PASTS: Progress-Aware Spatio-Temporal Transformer Speaker For Vision-and-Language Navigation
Liuyi Wang, Chengju Liu, Zongtao He, Shu Li, Qingqing Yan, Huiyi Chen, Qijun Chen
TL;DR
Vision-and-Language Navigation (VLN) requires embodied agents to follow natural language instructions in real environments, but dataset size limits hinder speaker quality. PASTS introduces a progress-aware spatio-temporal transformer speaker with a spatio-temporal encoder, a Speaker Progress Monitor (SPM), and Multifeature Dropout (MFD) to improve instruction realism and alignment.
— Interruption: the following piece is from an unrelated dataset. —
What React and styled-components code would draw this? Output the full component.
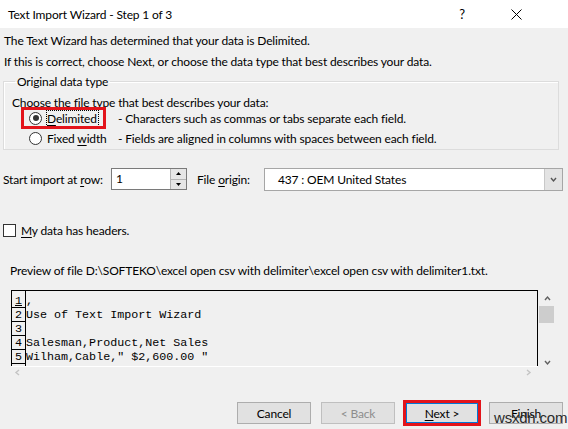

It uses a back-translation data augmentation pipeline with the PREVALENT dataset and FGR2R supervision, achieving state-of-the-art performance on the R2R VLN benchmark for both speaker and follower when integrated with existing followers. The approach enhances generalization to unseen environments and demonstrates flexibility to be combined with diverse VLN followers, signaling practical impact for scalable VLN systems.
Abstract
Vision-and-language navigation (VLN) is a crucial but challenging cross-modal navigation task. One powerful technique to enhance the generalization performance in VLN is the use of an independent speaker model to provide pseudo instructions for data augmentation. However, current speaker models based on Long-Short Term Memory (LSTM) lack the ability to attend to features relevant at different locations and time steps. To address this, we propose a novel progress-aware spatio-temporal transformer speaker (PASTS) model that uses the transformer as the core of the network. PASTS uses a spatio-temporal encoder to fuse panoramic representations and encode intermediate connections through steps. Besides, to avoid the misalignment problem that could result in incorrect supervision, a speaker progress monitor (SPM) is proposed to enable the model to estimate the progress of instruction generation and facilitate more fine-grained caption results. Additionally, a multifeature dropout (MFD) strategy is introduced to alleviate overfitting. The proposed PASTS is flexible to be combined with existing VLN models. The experimental results demonstrate that PASTS outperforms all existing speaker models and successfully improves the performance of previous VLN models, achieving state-of-the-art performance on the standard Room-to-Room (R2R) dataset.